Together with our governments we are transforming our communities. However despite our collective efforts, since the 2008 SACOSAN 750,000 children under-five have died of diarrhea caused by poor sanitation and water in South Asia.

We are striving to bring an end to these preventable deaths and this huge suffering and we call on our governments to take urgent action:

  • The Delhi Declaration endorsed at SACOSAN III in November 2008 set out a strong agenda for change and concerted action.
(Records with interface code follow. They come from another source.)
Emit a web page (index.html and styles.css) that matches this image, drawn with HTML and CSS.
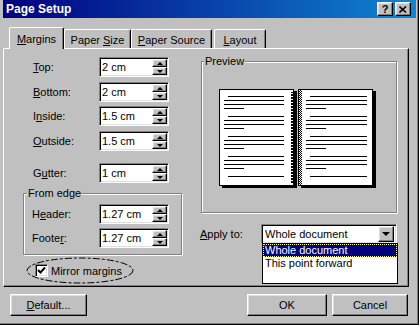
FILE: index.html
```html
<!DOCTYPE html>
<html lang="en">
<head>
  <meta charset="UTF-8" />
  <meta name="viewport" content="width=device-width, initial-scale=1.0" />
  <title>Page Setup</title>
  <link rel="stylesheet" href="styles.css">
</head>
<body>
  <div class="window">
    <div class="titlebar">
      <span class="title">Page Setup</span>
      <div class="title-buttons">
        <span class="tbtn">?</span>
        <span class="tbtn">
          <svg width="8" height="7" viewBox="0 0 8 7"><path d="M0.5 0.5 L7 6.5 M7 0.5 L0.5 6.5" stroke="#000" stroke-width="1.6" fill="none"/></svg>
        </span>
      </div>
    </div>

    <div class="tabs">
      <div class="tab active tab-margins"><span><u>M</u>argins</span></div>
      <div class="tab tab-size"><span>Paper <u>S</u>ize</span></div>
      <div class="tab tab-source"><span><u>P</u>aper Source</span></div>
      <div class="tab tab-layout"><span><u>L</u>ayout</span></div>
    </div>

    <div class="panel">
      <div class="col-left">
        <div class="row">
          <span class="lbl"><u>T</u>op:</span>
          <div class="spin"><span class="val">2 cm</span><span class="arrows"><span class="arr-btn"><i class="tri up"></i></span><span class="arr-btn"><i class="tri down"></i></span></span></div>
        </div>
        <div class="row">
          <span class="lbl"><u>B</u>ottom:</span>
          <div class="spin"><span class="val">2 cm</span><span class="arrows"><span class="arr-btn"><i class="tri up"></i></span><span class="arr-btn"><i class="tri down"></i></span></span></div>
        </div>
        <div class="row row-tight">
          <span class="lbl">I<u>n</u>side:</span>
          <div class="spin"><span class="val">1.5 cm</span><span class="arrows"><span class="arr-btn"><i class="tri up"></i></span><span class="arr-btn"><i class="tri down"></i></span></span></div>
        </div>
        <div class="row">
          <span class="lbl"><u>O</u>utside:</span>
          <div class="spin"><span class="val">1.5 cm</span><span class="arrows"><span class="arr-btn"><i class="tri up"></i></span><span class="arr-btn"><i class="tri down"></i></span></span></div>
        </div>
        <div class="row row-apart">
          <span class="lbl">G<u>u</u>tter:</span>
          <div class="spin"><span class="val">1 cm</span><span class="arrows"><span class="arr-btn"><i class="tri up"></i></span><span class="arr-btn"><i class="tri down"></i></span></span></div>
        </div>

        <fieldset class="group edge">
          <legend>From edge</legend>
          <div class="row">
            <span class="lbl">H<u>e</u>ader:</span>
            <div class="spin"><span class="val">1.27 cm</span><span class="arrows"><span class="arr-btn"><i class="tri up"></i></span><span class="arr-btn"><i class="tri down"></i></span></span></div>
          </div>
          <div class="row row-tight">
            <span class="lbl">Foote<u>r</u>:</span>
            <div class="spin"><span class="val">1.27 cm</span><span class="arrows"><span class="arr-btn"><i class="tri up"></i></span><span class="arr-btn"><i class="tri down"></i></span></span></div>
          </div>
        </fieldset>

        <div class="check-row">
          <span class="checkbox">
            <svg width="9" height="9" viewBox="0 0 9 9"><path d="M1 4 L3.5 6.5 L8 1.5" stroke="#000" stroke-width="2" fill="none"/></svg>
          </span>
          <span>Mirror margins</span>
          <svg class="ellipse" width="108" height="27" viewBox="0 0 108 27">
            <ellipse cx="54" cy="13.5" rx="53" ry="12.5" fill="none" stroke="#000" stroke-width="1" stroke-dasharray="7 2 3 2"/>
          </svg>
        </div>
      </div>

      <div class="col-right">
        <fieldset class="group preview">
          <legend>Preview</legend>
          <svg class="pages" width="158" height="102" viewBox="0 0 158 102">
            <defs>
              <pattern id="checker" width="2" height="2" patternUnits="userSpaceOnUse">
                <rect width="2" height="2" fill="#fff"/>
                <rect width="1" height="1" fill="#000"/>
                <rect x="1" y="1" width="1" height="1" fill="#000"/>
              </pattern>
              <pattern id="coil" width="4" height="3" patternUnits="userSpaceOnUse">
                <rect width="4" height="2" fill="#000"/>
              </pattern>
            </defs>
            <rect x="4" y="3" width="75" height="97" fill="#000"/>
            <rect x="83" y="3" width="75" height="97" fill="#000"/>
            <rect x="1.5" y="1.5" width="74" height="96" fill="#fff" stroke="#000"/>
            <rect x="80.5" y="1.5" width="74" height="96" fill="#fff" stroke="#000"/>
            <rect x="73" y="4" width="4" height="92" fill="url(#coil)"/>
            <rect x="81" y="2" width="3" height="95" fill="url(#checker)"/>
            <path stroke="#000" fill="none" d="
              M10 8.5H66 M6 12.5H66 M6 16.5H66 M6 20.5H26
              M10 28.5H66 M6 32.5H66 M6 36.5H66 M6 40.5H26
              M10 48.5H66 M6 52.5H66 M6 56.5H66 M6 60.5H26
              M10 68.5H66 M6 72.5H66 M6 76.5H66 M6 80.5H26
              M10 88.5H66
              M92 8.5H149 M88 12.5H149 M88 16.5H149 M88 20.5H108
              M92 28.5H149 M88 32.5H149 M88 36.5H149 M88 40.5H108
              M92 48.5H149 M88 52.5H149 M88 56.5H149 M88 60.5H108
              M92 68.5H149 M88 72.5H149 M88 76.5H149 M88 80.5H108
              M92 88.5H149"/>
          </svg>
        </fieldset>

        <div class="apply-row">
          <span class="lbl"><u>A</u>pply to:</span>
          <div class="combo">
            <span class="val">Whole document</span>
            <span class="drop"><i class="tri down big"></i></span>
            <div class="listbox">
              <div class="opt selected">Whole document</div>
              <div class="opt">This point forward</div>
            </div>
          </div>
        </div>
      </div>
    </div>

    <div class="footer">
      <button class="btn btn-default"><u>D</u>efault...</button>
      <button class="btn btn-ok">OK</button>
      <button class="btn btn-cancel">Cancel</button>
    </div>
  </div>
</body>
</html>
```

FILE: styles.css
```css
* { box-sizing: border-box; }
body {
  margin: 0;
  background: #c0c0c0;
  font-family: "Liberation Sans", Arial, sans-serif;
  font-size: 11px;
  color: #000;
}
u { text-decoration: underline; text-underline-offset: 1px; }

.window {
  width: 419px;
  height: 325px;
  padding: 0 3px;
  background: #c0c0c0;
  box-shadow: inset -1px -1px 0 #000, inset -2px -2px 0 #808080;
}

/* title bar */
.titlebar {
  height: 18px;
  display: flex;
  align-items: center;
  justify-content: space-between;
  padding: 0 5px 0 3px;
  background: linear-gradient(to right, #000080, #1084d0);
}
.title { color: #fff; font-weight: bold; font-size: 12px; }
.title-buttons { display: flex; gap: 2px; }
.tbtn {
  width: 16px;
  height: 14px;
  display: flex;
  align-items: center;
  justify-content: center;
  font-weight: bold;
  font-size: 11px;
  line-height: 1;
}

/* raised look, shared */
.tbtn, .arr-btn, .drop, .btn {
  background: #c0c0c0;
  border: 1px solid;
  border-color: #fff #000 #000 #fff;
  box-shadow: inset -1px -1px 0 #808080, inset 1px 1px 0 #dfdfdf;
}

/* sunken look, shared */
.spin, .combo, .checkbox {
  background: #fff;
  border: 1px solid;
  border-color: #808080 #fff #fff #808080;
  box-shadow: inset 1px 1px 0 #000, inset -1px -1px 0 #dfdfdf;
}

/* tabs */
.tabs {
  display: flex;
  align-items: flex-end;
  height: 21px;
  margin-top: 9px;
  padding-left: 6px;
  position: relative;
  z-index: 1;
}
.tab {
  height: 19px;
  display: flex;
  align-items: center;
  justify-content: center;
  padding-top: 1px;
  border: 1px solid;
  border-bottom: 0;
  border-color: #fff #000 #000 #fff;
  border-radius: 2px 2px 0 0;
  box-shadow: inset -1px 0 0 #808080;
  background: #c0c0c0;
}
.tab.active { height: 22px; margin-bottom: -1px; }
.tab-margins { width: 55px; }
.tab-size { width: 67px; }
.tab-source { width: 81px; }
.tab-layout { width: 52px; margin-left: 2px; }

/* panel */
.panel {
  display: flex;
  width: 406px;
  height: 239px;
  border: 1px solid;
  border-color: #fff #000 #000 #fff;
  box-shadow: inset -1px -1px 0 #808080;
}
.col-left { width: 196px; padding: 8px 0 0 19px; }
.col-right { padding-top: 6px; }

.row { display: flex; align-items: center; height: 20px; padding-left: 10px; }
.row + .row { margin-top: 5px; }
.row.row-tight { margin-top: 4px; }
.row.row-apart { margin-top: 12px; }
.lbl { width: 66px; }

.spin {
  width: 70px;
  height: 20px;
  display: flex;
  align-items: center;
  justify-content: space-between;
  padding: 2px 1px 2px 2px;
}
.arrows { display: flex; flex-direction: column; width: 15px; height: 16px; }
.arr-btn { flex: 1; display: flex; align-items: center; justify-content: center; }
.tri { display: block; width: 0; height: 0; border-left: 3px solid transparent; border-right: 3px solid transparent; }
.tri.up { border-bottom: 3px solid #000; }
.tri.down { border-top: 3px solid #000; }
.tri.big { border-left-width: 4px; border-right-width: 4px; border-top-width: 4px; }

/* group boxes */
.group {
  margin: 0;
  min-width: 0;
  border: 1px solid #808080;
  box-shadow: 1px 1px 0 #fff, inset 1px 1px 0 #fff;
}
.group legend { padding: 0 1px; margin-left: -5px; line-height: 13px; background: #c0c0c0; }
.edge { width: 159px; margin-top: 4px; padding: 4px 0 6px 8px; }
.edge .row { padding-left: 0; }
.edge .lbl { width: 67px; }

.preview { width: 196px; height: 158px; margin-left: 1px; padding: 20px 0 0 16px; }
.preview legend { margin-left: -14px; }
.pages { display: block; }

/* checkbox */
.check-row {
  position: relative;
  display: flex;
  align-items: center;
  height: 13px;
  margin-top: 9px;
  padding-left: 12px;
}
.checkbox {
  width: 13px;
  height: 13px;
  margin-right: 3px;
  display: flex;
  align-items: center;
  justify-content: center;
}
.ellipse { position: absolute; left: 3px; top: -7px; }

/* apply to */
.apply-row { display: flex; align-items: center; margin-top: 11px; }
.apply-row .lbl { width: 61px; }
.combo {
  position: relative;
  width: 136px;
  height: 20px;
  display: flex;
  align-items: center;
  padding: 2px;
}
.combo .val { flex: 1; padding-left: 1px; }
.drop { width: 16px; height: 16px; display: flex; align-items: center; justify-content: center; }
.listbox {
  position: absolute;
  left: 0;
  top: 100%;
  width: 136px;
  height: 41px;
  background: #fff;
  border: 1px solid #000;
}
.opt { height: 13px; line-height: 13px; padding-left: 2px; }
.opt.selected { background: #000080; color: #fff; outline: 1px dotted #ffff80; outline-offset: -1px; }

/* footer */
.footer { display: flex; padding: 7px 8px 0 7px; }
.btn { height: 22px; padding: 0; font: inherit; color: #000; }
.btn-default { width: 77px; }
.btn-ok { width: 80px; margin-left: auto; }
.btn-cancel { width: 76px; margin-left: 5px; }
```
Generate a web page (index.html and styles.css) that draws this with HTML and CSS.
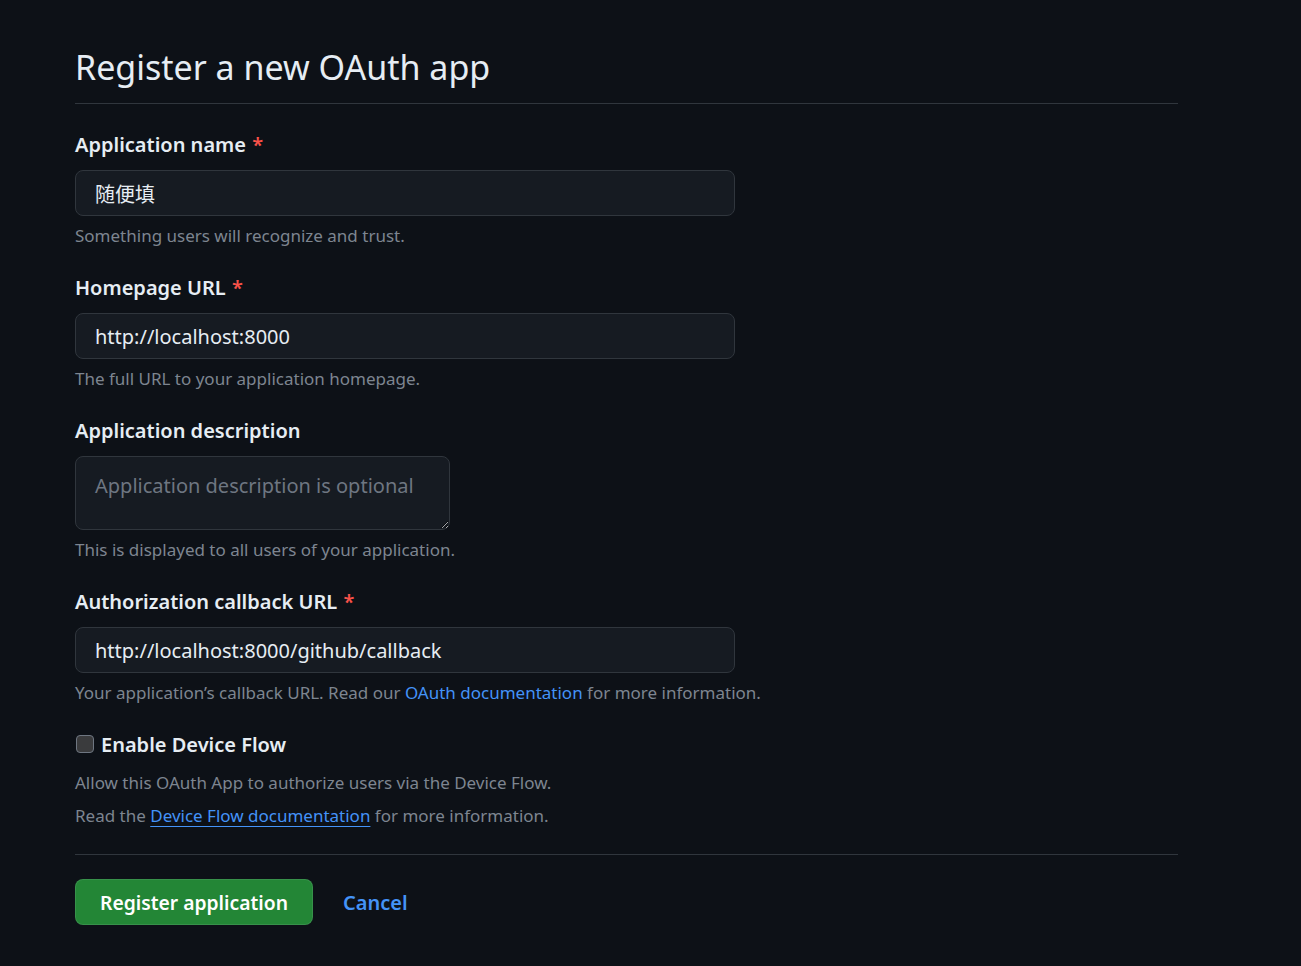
FILE: index.html
```html
<!DOCTYPE html>
<html lang="en">
<head>
<meta charset="utf-8">
<title>Register a new OAuth app</title>
<link rel="stylesheet" href="styles.css">
</head>
<body>
<main class="page">
  <h2 class="title">Register a new OAuth app</h2>
  <form class="form">
    <div class="group">
      <label class="label">Application name <span class="req">*</span></label>
      <input class="control wide" type="text" value="随便填">
      <p class="note">Something users will recognize and trust.</p>
    </div>
    <div class="group">
      <label class="label">Homepage URL <span class="req">*</span></label>
      <input class="control wide" type="text" value="http://localhost:8000">
      <p class="note">The full URL to your application homepage.</p>
    </div>
    <div class="group">
      <label class="label">Application description</label>
      <textarea class="control area" placeholder="Application description is optional"></textarea>
      <p class="note">This is displayed to all users of your application.</p>
    </div>
    <div class="group">
      <label class="label">Authorization callback URL <span class="req">*</span></label>
      <input class="control wide" type="text" value="http://localhost:8000/github/callback">
      <p class="note">Your application’s callback URL. Read our <a class="link" href="#">OAuth documentation</a> for more information.</p>
    </div>
    <div class="group check-group">
      <label class="check-label"><span class="box"></span>Enable Device Flow</label>
      <p class="note">Allow this OAuth App to authorize users via the Device Flow.</p>
      <p class="note second">Read the <a class="link under" href="#">Device Flow documentation</a> for more information.</p>
    </div>
    <div class="actions">
      <button class="btn" type="button">Register application</button>
      <a class="cancel" href="#">Cancel</a>
    </div>
  </form>
</main>
</body>
</html>
```
FILE: styles.css
```css
* { box-sizing: border-box; }
html, body {
  margin: 0;
  background: #0d1117;
}
body {
  font-family: "Noto Sans", "Noto Sans CJK SC", sans-serif;
  color: #e6edf3;
}
.page {
  width: 1103px;
  margin-left: 75px;
  padding-top: 42px;
}
.title {
  margin: 0;
  font-size: 34px;
  font-weight: 400;
  line-height: 51px;
  padding-bottom: 10px;
  border-bottom: 1px solid #30363d;
}
.form {
  padding-top: 26px;
}
.group {
  display: flex;
  flex-direction: column;
  align-items: flex-start;
  margin-bottom: 25px;
}
.label {
  font-size: 20px;
  font-weight: 600;
  line-height: 30px;
  margin-bottom: 10px;
}
.req { color: #f85149; margin-left: 1px; }
.control {
  font-family: "Noto Sans", "Noto Sans CJK SC", sans-serif;
  font-size: 20px;
  color: #e6edf3;
  background: #161b22;
  border: 1px solid #30363d;
  border-radius: 8px;
  outline: none;
}
.wide {
  width: 660px;
  height: 46px;
  padding: 0 19px;
  line-height: 44px;
}
.area {
  width: 375px;
  height: 74px;
  padding: 14px 19px;
  line-height: 30px;
  resize: vertical;
}
.area::placeholder { color: #6e7681; }
.note {
  margin: 7px 0 0;
  font-size: 17px;
  line-height: 25px;
  color: #7d8590;
}
.link { color: #4493f8; text-decoration: none; }
.link.under { text-decoration: underline; text-underline-offset: 4px; }
.check-group {
  margin-top: 1px;
  margin-bottom: 26px;
}
.check-label {
  display: flex;
  align-items: center;
  font-size: 20px;
  font-weight: 600;
  line-height: 30px;
  margin-bottom: 3px;
}
.box {
  width: 18px;
  height: 18px;
  margin: -2px 7px 0 1px;
  border: 1.5px solid #6e7681;
  border-radius: 4px;
  background: #3a3b3d;
}
.note.second { margin-top: 8px; }
.actions {
  border-top: 1px solid #30363d;
  padding-top: 24px;
  display: flex;
  align-items: center;
}
.btn {
  font-family: "Noto Sans", sans-serif;
  height: 46px;
  padding: 0 24px;
  font-size: 19.3px;
  font-weight: 600;
  color: #ffffff;
  background: #238636;
  border: 1px solid rgba(240,246,252,0.1);
  border-radius: 8px;
}
.cancel {
  margin-left: 30px;
  font-size: 20px;
  font-weight: 600;
  color: #4493f8;
  text-decoration: none;
}
```
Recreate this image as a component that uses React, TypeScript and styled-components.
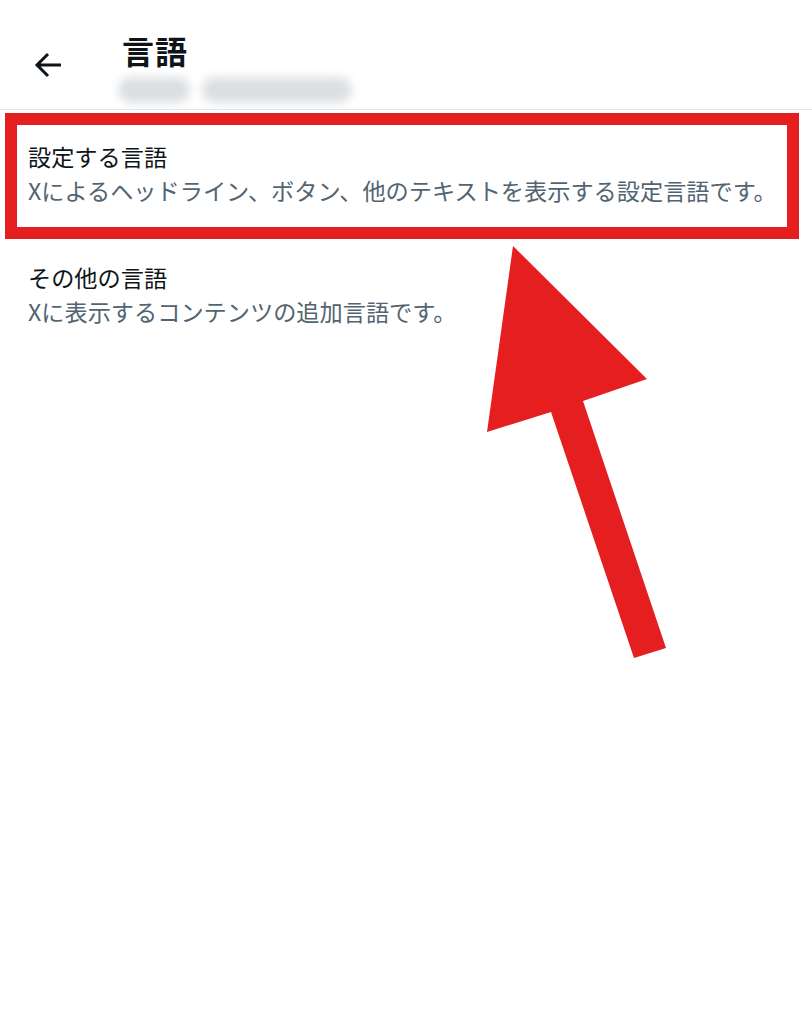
import React from "react";
import styled, { createGlobalStyle } from "styled-components";

const Global = createGlobalStyle`
  html, body {
    margin: 0;
    padding: 0;
    background: #ffffff;
  }
  body {
    font-family: "Noto Sans CJK JP", "Noto Sans", "Liberation Sans", sans-serif;
    color: #0f1419;
  }
`;

const Page = styled.div`
  position: relative;
  width: 812px;
  height: 1024px;
  background: #ffffff;
  overflow: hidden;
`;

const Header = styled.header`
  height: 109px;
  display: flex;
  align-items: flex-start;
  border-bottom: 1px solid #e3e6e8;
`;

const BackButton = styled.button`
  width: 122px;
  height: 100%;
  border: none;
  background: transparent;
  padding: 52px 0 0 34px;
  display: flex;
  align-items: flex-start;
  color: #0f1419;
  cursor: pointer;
`;

const TitleBlock = styled.div`
  display: flex;
  flex-direction: column;
  padding-top: 29px;
`;

const Title = styled.h1`
  margin: 0;
  font-size: 32px;
  line-height: 42px;
  font-weight: 700;
  letter-spacing: 1px;
`;

const Blurred = styled.div`
  display: flex;
  gap: 12px;
  margin: 6px 0 0 -4px;
  filter: blur(5px);
`;

const Smudge = styled.span<{ $w: number }>`
  display: block;
  width: ${(p) => p.$w}px;
  height: 26px;
  border-radius: 13px;
  background: #dcdfe2;
`;

const List = styled.div`
  display: flex;
  flex-direction: column;
  padding-top: 3px;
`;

const Item = styled.div<{ $marked?: boolean }>`
  display: flex;
  flex-direction: column;
  margin: ${(p) => (p.$marked ? "0 13px 0 5px" : "0")};
  padding: ${(p) => (p.$marked ? "14px 11px 20px" : "21px 28px 20px")};
  border: ${(p) => (p.$marked ? "12px solid #e51e20" : "none")};
`;

const ItemTitle = styled.div`
  font-size: 23.2px;
  line-height: 34px;
  color: #0f1419;
`;

const ItemText = styled.div`
  font-size: 23.2px;
  line-height: 34px;
  color: #536471;
  white-space: nowrap;
`;

const Pointer = styled.svg`
  position: absolute;
  left: 0;
  top: 0;
  pointer-events: none;
`;

export default function App() {
  return (
    <Page>
      <Global />
      <Header>
        <BackButton aria-label="戻る">
          <svg width="28" height="26" viewBox="0 0 28 26" fill="none">
            <path
              d="M27 13H3M14 2 3 13l11 11"
              stroke="currentColor"
              strokeWidth="3"
              strokeLinejoin="miter"
            />
          </svg>
        </BackButton>
        <TitleBlock>
          <Title>言語</Title>
          <Blurred>
            <Smudge $w={72} />
            <Smudge $w={150} />
          </Blurred>
        </TitleBlock>
      </Header>
      <List>
        <Item $marked>
          <ItemTitle>設定する言語</ItemTitle>
          <ItemText>Xによるヘッドライン、ボタン、他のテキストを表示する設定言語です。</ItemText>
        </Item>
        <Item>
          <ItemTitle>その他の言語</ItemTitle>
          <ItemText>Xに表示するコンテンツの追加言語です。</ItemText>
        </Item>
      </List>
      <Pointer width="812" height="1024" viewBox="0 0 812 1024">
        <polygon
          points="513,246 647,379 583,401 666,648 634,658 551,412 487,432"
          fill="#e51e20"
        />
      </Pointer>
    </Page>
  );
}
We call on our governments to develop time bound plans and allocate resources for delivering on all previous SACOSAN commitments.
  • We applaud the recognition of the right to water and sanitation in the 2008 Delhi Declaration and the subsequent reaffirmation of the right through resolutions adopted by the United Nations General Assembly and the United Nations Human Rights Council in 2010. We call on our governments to now include the right in legislation, make it legally enforceable and operationalise it in sector policies.
  • The nearly one billion people unserved with sanitation in our region are the poorest, most marginalised and voiceless people. These groups include slum dwellers without land tenure, women struggling to manage their menstrual hygiene, children in schools without proper toilets, people with disabilities and many other socially marginalised and vulnerable groups. We call on our governments and all other actors to design and deliver context specific, equitable and inclusive sanitation and hygiene programmes. This includes better identification of the poorest and most marginalised groups, and transparent targeting of financing to programmes for those who need it most.
  • Successful and sustainable sanitation and hygiene programmes rely on strong accountability. We call for:
    • The development of multi-stakeholder monitoring mechanisms with clear roles and responsibilities, that measure progress against sanitation targets using agreed  indicators, especially on sanitation use and hygiene practices amongst marginalised and vulnerable groups.
    • The mandatory adoption of participation, inclusion and social accountability mechanisms from planning through to implementation in all sanitation and hygiene programmes at the community level, for example by including public hearings, social audit, citizen score cards etc.

Ending this sanitation crisis requires increased effort from all stakeholders. Given the health dimension of this crisis and the crucial role the health sector can play, we call on Health Ministers to also participate in the next SACOSAN.

We as civil society commit to lead with integrity, inspire through example and transform through meaningful partnership our collective vision of sanitation and hygiene for all into reality.